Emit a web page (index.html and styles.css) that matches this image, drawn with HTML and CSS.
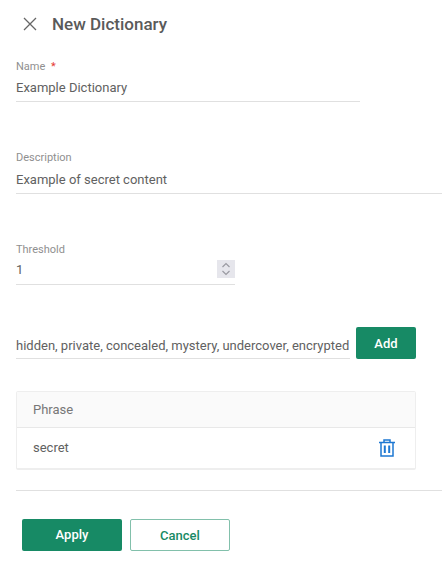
FILE: index.html
```
<!DOCTYPE html>
<html lang="en">
<head>
<meta charset="utf-8">
<title>New Dictionary</title>
<link rel="stylesheet" href="styles.css">
</head>
<body>
<header class="head">
  <svg class="close" width="14" height="14" viewBox="0 0 14 14"><path d="M1 1l12 12M13 1L1 13" stroke="#666" stroke-width="1.3" fill="none"/></svg>
  <h1 class="title">New Dictionary</h1>
</header>
<div class="field name">
  <div class="label">Name <span class="req">*</span></div>
  <div class="value">Example Dictionary</div>
</div>
<div class="field desc">
  <div class="label">Description</div>
  <div class="value">Example of secret content</div>
</div>
<div class="field thresh">
  <div class="label">Threshold</div>
  <div class="value numrow">1
    <span class="spin"><svg width="18" height="18" viewBox="0 0 18 18"><path d="M5.500 7L9 3.500 12.500 7M5.500 11L9 14.500 12.500 11" stroke="#9a9aa2" stroke-width="1.200" fill="none"/></svg></span>
  </div>
</div>
<div class="addrow">
  <div class="phrase">hidden, private, concealed, mystery, undercover, encrypted</div>
  <button class="btn solid add">Add</button>
</div>
<div class="table">
  <div class="th">Phrase</div>
  <div class="tr">
    <span class="cell">secret</span>
    <svg class="trash" width="16" height="18" viewBox="0 0 16 18"><path d="M0 3.500h16M5 3.500V1h6v2.500M2 3.500V17h12V3.500" stroke="#1e78d2" stroke-width="1.500" fill="none"/><path d="M5.800 6.500v7.500M10.200 6.500v7.500" stroke="#1e78d2" stroke-width="2" fill="none"/></svg>
  </div>
</div>
<hr class="rule">
<div class="actions">
  <button class="btn solid apply">Apply</button>
  <button class="btn ghost">Cancel</button>
</div>
</body>
</html>
```
FILE: styles.css
```
* { box-sizing: border-box; }
html, body { margin: 0; padding: 0; }
body { width: 442px; height: 568px; overflow: hidden; background: #fff; font-family: Roboto, "Liberation Sans", sans-serif; color: #616161; }
.head { display: flex; align-items: center; height: 24px; margin: 12px 0 0 23px; gap: 15px; }
.close { flex: none; }
.title { margin: 0; font-size: 17px; font-weight: 500; color: #5a5a5a; line-height: 24px; }
.field { margin-left: 16px; border-bottom: 1px solid #e0e0e0; }
.label { font-size: 11px; line-height: 13px; color: #8f8f8f; }
.req { color: #e53935; margin-left: 3px; }
.value { font-size: 13px; line-height: 18px; color: #616161; margin-top: 6px; height: 22px; }
.name { width: 344px; margin-top: 24px; }
.desc { margin-top: 49px; }
.desc .value { margin-top: 7px; }
.thresh { width: 219px; margin-top: 49px; }
.numrow { display: flex; justify-content: space-between; align-items: flex-start; margin-top: 5px; height: 23px; }
.spin { display: block; width: 18px; height: 18px; background: #e6e6ec; margin-top: -1px; }
.spin svg { display: block; }
.addrow { display: flex; align-items: flex-end; margin: 42px 0 0 16px; gap: 6px; }
.phrase { width: 334px; font-size: 13px; line-height: 18px; height: 32px; padding-top: 10px; border-bottom: 1px solid #e0e0e0; white-space: nowrap; color: #616161; }
.btn { font-family: inherit; font-size: 13px; font-weight: 500; border-radius: 2px; height: 32px; width: 100px; padding: 0; }
.solid { background: #178a65; color: #fff; border: 0; }
.add { width: 60px; }
.ghost { background: #fff; color: #178a65; border: 1px solid #82c0ab; }
.table { margin: 32px 26px 0 16px; border: 1px solid #eee; border-bottom-width: 2px; border-radius: 2px; }
.th { height: 36px; background: #fafafa; border-bottom: 1px solid #e8e8e8; font-size: 13px; line-height: 36px; padding-left: 16px; color: #777; }
.tr { height: 40px; display: flex; align-items: center; justify-content: space-between; padding: 0 20px 0 16px; font-size: 13px; color: #616161; }
.cell { margin-bottom: 2px; }
.rule { margin: 20px 0 0 16px; border: 0; border-top: 1px solid #e0e0e0; }
.actions { display: flex; gap: 8px; margin: 28px 0 0 22px; }
.apply { padding-bottom: 2px; }
```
------------------------------------------------------------------------
### Task objective:
Reproduce the whole listing word for word, setting aside any pictures.

### Response to the task:
Emit a web page (index.html and styles.css) that matches this image, drawn with HTML and CSS.
FILE: index.html
```
<!DOCTYPE html>
<html lang="en">
<head>
<meta charset="utf-8">
<title>New Dictionary</title>
<link rel="stylesheet" href="styles.css">
</head>
<body>
<header class="head">
  <svg class="close" width="14" height="14" viewBox="0 0 14 14"><path d="M1 1l12 12M13 1L1 13" stroke="#666" stroke-width="1.3" fill="none"/></svg>
  <h1 class="title">New Dictionary</h1>
</header>
<div class="field name">
  <div class="label">Name <span class="req">*</span></div>
  <div class="value">Example Dictionary</div>
</div>
<div class="field desc">
  <div class="label">Description</div>
  <div class="value">Example of secret content</div>
</div>
<div class="field thresh">
  <div class="label">Threshold</div>
  <div class="value numrow">1
    <span class="spin"><svg width="18" height="18" viewBox="0 0 18 18"><path d="M5.500 7L9 3.500 12.500 7M5.500 11L9 14.500 12.500 11" stroke="#9a9aa2" stroke-width="1.200" fill="none"/></svg></span>
  </div>
</div>
<div class="addrow">
  <div class="phrase">hidden, private, concealed, mystery, undercover, encrypted</div>
  <button class="btn solid add">Add</button>
</div>
<div class="table">
  <div class="th">Phrase</div>
  <div class="tr">
    <span class="cell">secret</span>
    <svg class="trash" width="16" height="18" viewBox="0 0 16 18"><path d="M0 3.500h16M5 3.500V1h6v2.500M2 3.500V17h12V3.500" stroke="#1e78d2" stroke-width="1.500" fill="none"/><path d="M5.800 6.500v7.500M10.200 6.500v7.500" stroke="#1e78d2" stroke-width="2" fill="none"/></svg>
  </div>
</div>
<hr class="rule">
<div class="actions">
  <button class="btn solid apply">Apply</button>
  <button class="btn ghost">Cancel</button>
</div>
</body>
</html>
```
FILE: styles.css
```
* { box-sizing: border-box; }
html, body { margin: 0; padding: 0; }
body { width: 442px; height: 568px; overflow: hidden; background: #fff; font-family: Roboto, "Liberation Sans", sans-serif; color: #616161; }
.head { display: flex; align-items: center; height: 24px; margin: 12px 0 0 23px; gap: 15px; }
.close { flex: none; }
.title { margin: 0; font-size: 17px; font-weight: 500; color: #5a5a5a; line-height: 24px; }
.field { margin-left: 16px; border-bottom: 1px solid #e0e0e0; }
.label { font-size: 11px; line-height: 13px; color: #8f8f8f; }
.req { color: #e53935; margin-left: 3px; }
.value { font-size: 13px; line-height: 18px; color: #616161; margin-top: 6px; height: 22px; }
.name { width: 344px; margin-top: 24px; }
.desc { margin-top: 49px; }
.desc .value { margin-top: 7px; }
.thresh { width: 219px; margin-top: 49px; }
.numrow { display: flex; justify-content: space-between; align-items: flex-start; margin-top: 5px; height: 23px; }
.spin { display: block; width: 18px; height: 18px; background: #e6e6ec; margin-top: -1px; }
.spin svg { display: block; }
.addrow { display: flex; align-items: flex-end; margin: 42px 0 0 16px; gap: 6px; }
.phrase { width: 334px; font-size: 13px; line-height: 18px; height: 32px; padding-top: 10px; border-bottom: 1px solid #e0e0e0; white-space: nowrap; color: #616161; }
.btn { font-family: inherit; font-size: 13px; font-weight: 500; border-radius: 2px; height: 32px; width: 100px; padding: 0; }
.solid { background: #178a65; color: #fff; border: 0; }
.add { width: 60px; }
.ghost { background: #fff; color: #178a65; border: 1px solid #82c0ab; }
.table { margin: 32px 26px 0 16px; border: 1px solid #eee; border-bottom-width: 2px; border-radius: 2px; }
.th { height: 36px; background: #fafafa; border-bottom: 1px solid #e8e8e8; font-size: 13px; line-height: 36px; padding-left: 16px; color: #777; }
.tr { height: 40px; display: flex; align-items: center; justify-content: space-between; padding: 0 20px 0 16px; font-size: 13px; color: #616161; }
.cell { margin-bottom: 2px; }
.rule { margin: 20px 0 0 16px; border: 0; border-top: 1px solid #e0e0e0; }
.actions { display: flex; gap: 8px; margin: 28px 0 0 22px; }
.apply { padding-bottom: 2px; }
```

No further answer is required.